Seminar 60 // 1, 2, 3 Dec 2016 // London


Curatorial/Knowledge Seminar, 1–3 December 2016


Thursday, 1 December 2016, 11am–4.45pm

Location: Richard Hoggart Building, Room 304a

Infrastructure – Irit Rogoff

We have now programmed the seminar visits from members of freethought throughout the coming year. Over this period we will have visits and project presentations from everyone involved in the Infrastructure project – which is now set to continue for the next 4 years as part of BAK’s (basis voor actuele kunst) new global fellowships program.

I want to use three texts to contextualise the discussion: Soenke Zehle & Ned Rossiter’s ‘Mediations of Labor’, Michel Foucault’s ‘What is Critique?’, and selections from K. Easterling’s book Extrastatecraft on the International Organization of Standardization (ISO). These texts are there to inform our discussion of the transition in governance from value-driven to infrastructure-driven. We will start with Foucault and the question of how agency can be articulated and then look at Easterling and at Zehle & Rossiter to see what has been set up as structural modes of governance. Towards the end of the seminar we will entertain the question of how these shifts have effected contemporary cultural organisation.
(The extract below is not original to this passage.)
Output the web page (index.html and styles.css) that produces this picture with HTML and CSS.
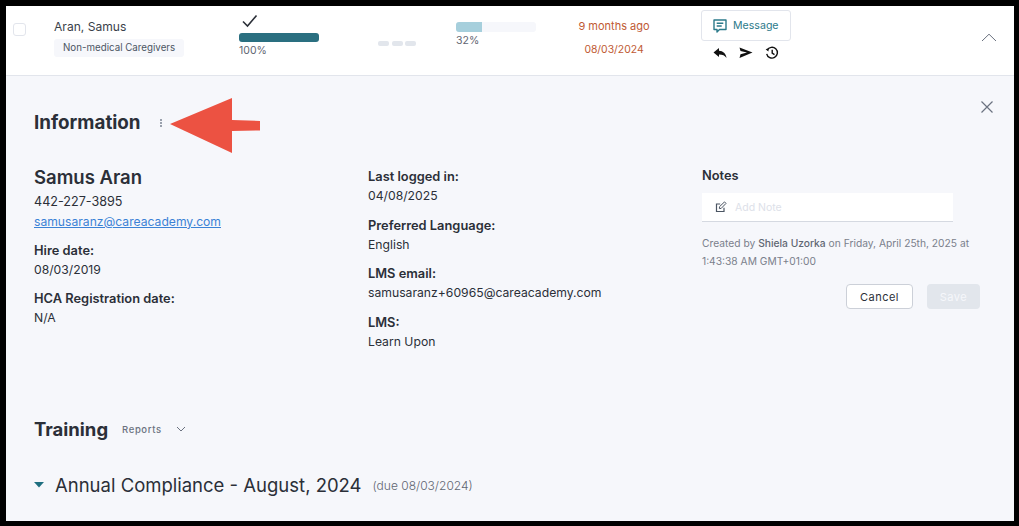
FILE: index.html
```html
<!DOCTYPE html>
<html lang="en">
<head>
<meta charset="utf-8">
<title>Samus Aran</title>
<link rel="stylesheet" href="styles.css">
</head>
<body>
<div class="frame">
  <div class="row">
    <div class="cell-check"><span class="checkbox"></span></div>
    <div class="cell-name">
      <div class="name">Aran, Samus</div>
      <div class="tag">Non-medical Caregivers</div>
    </div>
    <div class="cell-progress-a">
      <svg class="check" width="18" height="14" viewBox="0 0 18 14"><path d="M2 7.5 6.5 12 15.5 1.5" fill="none" stroke="#2b2f38" stroke-width="1.6"/></svg>
      <div class="bar"><div class="fill fill-full"></div></div>
      <div class="pct">100%</div>
    </div>
    <div class="cell-dashes"><i></i><i></i><i></i></div>
    <div class="cell-progress-b">
      <div class="bar bar-tall"><div class="fill fill-part"></div></div>
      <div class="pct">32%</div>
    </div>
    <div class="cell-dates">
      <div>9 months ago</div>
      <div class="date2">08/03/2024</div>
    </div>
    <div class="cell-actions">
      <div class="msg">
        <svg width="16" height="16" viewBox="0 0 16 16" fill="none" stroke="#2b7a8a" stroke-width="1.4"><path d="M2 2h12v9.500H7.500L5 14v-2.500H2z" stroke-linejoin="round"/><path d="M4.700 5.200h6.600M4.700 8h5"/></svg>
        <span>Message</span>
      </div>
      <div class="mini">
        <svg width="14" height="12" viewBox="0 0 14 12"><path d="M0.500 5.500 6 1v2.700c4 .2 7 2.500 7.500 7.300C12 8.500 9.500 7.500 6 7.500V10z" fill="#111"/></svg>
        <svg width="14" height="12" viewBox="0 0 14 12"><path d="M0.500 0.500 13.500 5.500 0.500 11 1.500 7.200 8 5.500 1.500 4z" fill="#111"/></svg>
        <svg width="14" height="14" viewBox="0 0 14 14" fill="none" stroke="#111" stroke-width="1.400"><path d="M2.200 4.200A5.400 5.400 0 1 1 1.700 7.800"/><path d="M7.200 3.800V7.200L9.500 8.600"/><path d="M0.600 3.200 3.500 2.200 3.500 5.400z" fill="#111" stroke="none"/></svg>
      </div>
    </div>
    <div class="cell-chevron">
      <svg width="16" height="9" viewBox="0 0 16 9"><path d="M1 8 8 1.200 15 8" fill="none" stroke="#6b7280" stroke-width="1"/></svg>
    </div>
  </div>

  <div class="panel">
    <svg class="close" width="14" height="14" viewBox="0 0 14 14"><path d="M1.500 1.500 12.500 12.500M12.500 1.500 1.500 12.500" stroke="#6b7280" stroke-width="1.200"/></svg>
    <div class="head-info">
      <h2 class="h-info">Information</h2>
      <span class="dots"><i></i><i></i><i></i></span>
    </div>
    <svg class="arrow" width="92" height="56" viewBox="0 0 92 56"><path d="M0 26 62 0V22L90 23V32.500L62 33V55z" fill="#ec5242"/></svg>

    <div class="info-grid">
      <div class="col">
        <div class="person">Samus Aran</div>
        <div class="val phone">442-227-3895</div>
        <a class="mail" href="#">samusaranz@careacademy.com</a>
        <div class="lab first">Hire date:</div>
        <div class="val">08/03/2019</div>
        <div class="lab">HCA Registration date:</div>
        <div class="val">N/A</div>
      </div>
      <div class="col col-mid">
        <div class="lab top">Last logged in:</div>
        <div class="val">04/08/2025</div>
        <div class="lab">Preferred Language:</div>
        <div class="val">English</div>
        <div class="lab">LMS email:</div>
        <div class="val">samusaranz+60965@careacademy.com</div>
        <div class="lab">LMS:</div>
        <div class="val">Learn Upon</div>
      </div>
      <div class="col col-notes">
        <div class="lab top">Notes</div>
        <div class="note-input">
          <svg width="12" height="12" viewBox="0 0 12 12" fill="none" stroke="#4b5563" stroke-width="1.200"><path d="M9 6.800V10.500H1.500V3H5.200"/><path d="M4.500 5.700 9.500 .9 11 2.400 6.200 7.400 4.400 7.600z" stroke-width="1"/></svg>
          <span>Add Note</span>
        </div>
        <p class="created">Created by <b>Shiela Uzorka</b> on Friday, April 25th, 2025 at 1:43:38 AM GMT+01:00</p>
        <div class="btns">
          <button class="btn cancel">Cancel</button>
          <button class="btn save">Save</button>
        </div>
      </div>
    </div>

    <div class="head-training">
      <h2>Training</h2>
      <span class="reports">Reports</span>
      <svg width="10" height="6" viewBox="0 0 10 6"><path d="M1 1 5 5 9 1" fill="none" stroke="#6b7280" stroke-width="1"/></svg>
    </div>
    <div class="course">
      <svg width="10" height="6" viewBox="0 0 10 6"><path d="M0 0H10L5 5.500z" fill="#1f6f80"/></svg>
      <span class="course-name">Annual Compliance - August, 2024</span>
      <span class="due">(due 08/03/2024)</span>
    </div>
  </div>
</div>
</body>
</html>
```
FILE: styles.css
```css
* { box-sizing: border-box; }
html, body { margin: 0; height: 526px; overflow: hidden; background: #000; }
body { font-family: Inter, "Liberation Sans", sans-serif; color: #2b2f38; }
.frame { margin: 6px 5px 5px 6px; height: 515px; overflow: hidden; background: #f6f7fb; display: flex; flex-direction: column; }

.row { height: 70px; flex: none; background: #fff; border-bottom: 1px solid #e2e5ec; display: flex; position: relative; }
.cell-check { width: 48px; padding: 17px 0 0 7px; }
.checkbox { display: block; width: 13px; height: 13px; border: 1px solid #e2e5ec; border-radius: 3px; }
.cell-name { width: 185px; padding-top: 13px; }
.name { font-size: 12.100px; line-height: 16px; color: #3a3f4a; }
.tag { display: inline-block; margin-top: 3px; height: 18px; padding: 0 9px; font-size: 9.750px; line-height: 18px; background: #f6f7fb; border-radius: 3px; color: #4b5563; }
.cell-progress-a { width: 139px; padding-top: 8px; }
.check { display: block; margin-left: 2px; }
.bar { width: 80px; height: 9px; margin-top: 5px; border-radius: 3px; background: #f6f7fb; overflow: hidden; }
.bar-tall { height: 10px; margin-top: 0; }
.fill { height: 100%; }
.fill-full { width: 100%; background: #2a6f80; }
.fill-part { width: 32%; background: #a6cfdc; }
.pct { font-size: 10.500px; line-height: 14px; color: #5f6672; margin-top: 2px; }
.cell-dashes { width: 78px; display: flex; gap: 2.500px; padding-top: 35px; }
.cell-dashes i { width: 11px; height: 5px; border-radius: 2px; background: #e2e6ec; }
.cell-progress-b { width: 113px; padding-top: 16px; }
.cell-dates { width: 90px; padding-top: 13px; margin-right: 42px; font-size: 11px; text-align: center; color: #c05a33; line-height: 15px; white-space: nowrap; }
.date2 { font-size: 10.400px; margin-top: 8px; }
.cell-actions { width: 90px; padding-top: 4px; }
.msg { height: 31px; border: 1px solid #e2e5ec; border-radius: 3px; display: flex; align-items: center; gap: 5px; padding-left: 10px; font-size: 10.600px; color: #2b7a8a; }
.msg svg { flex: none; }
.mini { display: flex; align-items: center; gap: 12px; padding: 5px 0 0 12px; }
.cell-chevron { margin-left: auto; padding: 27px 17px 0 0; }
.cell-chevron svg { display: block; }

.panel { position: relative; flex: 1; padding: 0 0 0 28px; }
.close { position: absolute; left: 974px; top: 24px; }
.arrow { position: absolute; left: 164px; top: 22px; }
h2 { margin: 0; font-size: 18.500px; line-height: 24px; font-weight: 700; color: #2b2f38; }
.h-info { font-size: 18.800px; }
.head-info { display: flex; align-items: center; height: 24px; margin-top: 35px; }
.dots { margin-left: 19px; display: flex; flex-direction: column; gap: 1px; }
.dots i { width: 2px; height: 2px; background: #9aa1ad; }

.info-grid { display: grid; grid-template-columns: 334px 334px 278px; margin-top: 6px; height: 276px; }
.col { padding-top: 24px; }
.col-mid { padding-top: 27px; }
.col-notes { padding-top: 26px; }
.person { font-size: 18.500px; font-weight: 600; line-height: 24px; color: #2b2f38; }
.val { font-size: 12.200px; line-height: 18px; color: #2b2f38; margin-top: 1px; }
.phone { margin-top: 4px; font-size: 12.600px; }
.mail { display: block; font-size: 12.150px; line-height: 18px; color: #3b82d6; margin-top: 1.500px; }
.lab { font-size: 12.850px; font-weight: 600; line-height: 18px; margin-top: 11.700px; color: #2b2f38; }
.lab.first { margin-top: 11px; }
.lab.top { margin-top: 0; }
.note-input { width: 251px; height: 29px; margin-top: 8px; background: #fff; border-bottom: 1px solid #d5d9e1; display: flex; align-items: center; gap: 8px; padding-left: 13px; font-size: 10.500px; color: #dde1e9; }
.created { margin: 12px 0 0; font-size: 10.250px; line-height: 18px; color: #7a808b; }
.created b { font-weight: 500; color: #5f6672; }
.btns { display: flex; gap: 14px; margin: 14px 0 0 144px; }
.btn { height: 25px; padding: 0; border-radius: 4px; font-family: inherit; font-size: 11px; letter-spacing: .5px; }
.cancel { width: 67px; background: #fff; border: 1px solid #ccd0d8; color: #2b2f38; }
.save { width: 53px; background: #e2e6ec; border: 0; color: #f6f7fb; }

.head-training { display: flex; align-items: center; height: 24px; }
.reports { margin-left: 14px; font-size: 9.500px; font-weight: 500; letter-spacing: .6px; color: #6b7280; }
.head-training svg { margin-left: 14px; }
.course { display: flex; align-items: center; margin-top: 31px; height: 26px; }
.course-name { margin-left: 11px; font-size: 18.500px; color: #2b2f38; white-space: nowrap; }
.due { margin-left: 11px; font-size: 12px; font-weight: 300; color: #5f6672; }
```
– Michel Foucault, ‘What Is Critique?’
– Keller Easterling, Extrastatecraft (selection)
– Soenke Zehle & Ned Rossiter, ‘Mediations of Labor’

1.30–2.30pm: Lunch Break

Thursday, 1 December 2016, 5–7pm

Location: Richard Hoggart Building, Room 342

Labyrinth – Beth Steel

Beth Steel's play Labyrinth is ostensibly about the Latin American debt crisis of 1982, when the banking system was brought to the brink of collapse. But it was written with a view to reflecting on the financial crisis of 2007-8. This talk outlines the events that precipitated that crisis, and discusses some of the choices that went into bringing it to life on a stage. In particular, it will look at the use of the mythical metaphor of the labyrinth and the movement from reality to fantasy during the course of the play to show that there is a specific light that can be shone on ‘vast abstractions like the world economy’ through art and theatre.

Chair: Tom Trevatt

Part of Culture & Finance Capital – Visual Cultures Public Programme Autumn 2016; organised by Louis Moreno & Tom Trevatt

Friday, 2 December 2016, 11am–5pm

Location: Richard Hoggart Building, Room 304a

Infra-Individuality and Attention – Stefan Nowotny

Attention has today become a major battleground of economies, politics, and lives struggling with themselves and the conditions they inhabit. To understand this battleground, we can no longer conceive of attention as a conscious and deliberate act of individuals. Rather, attention has become a complex node of power relations, a site of tacit transactions between agency and passivity, and an important currency of today’s debt economies: regardless of our capacity for attention, or our decisions to direct this capacity according to our desires and interests, we are always already indebted to ‘pay’ attention in exposure to unbounded labour regimes, marketing industries, social media, manipulative political campaigning, etc.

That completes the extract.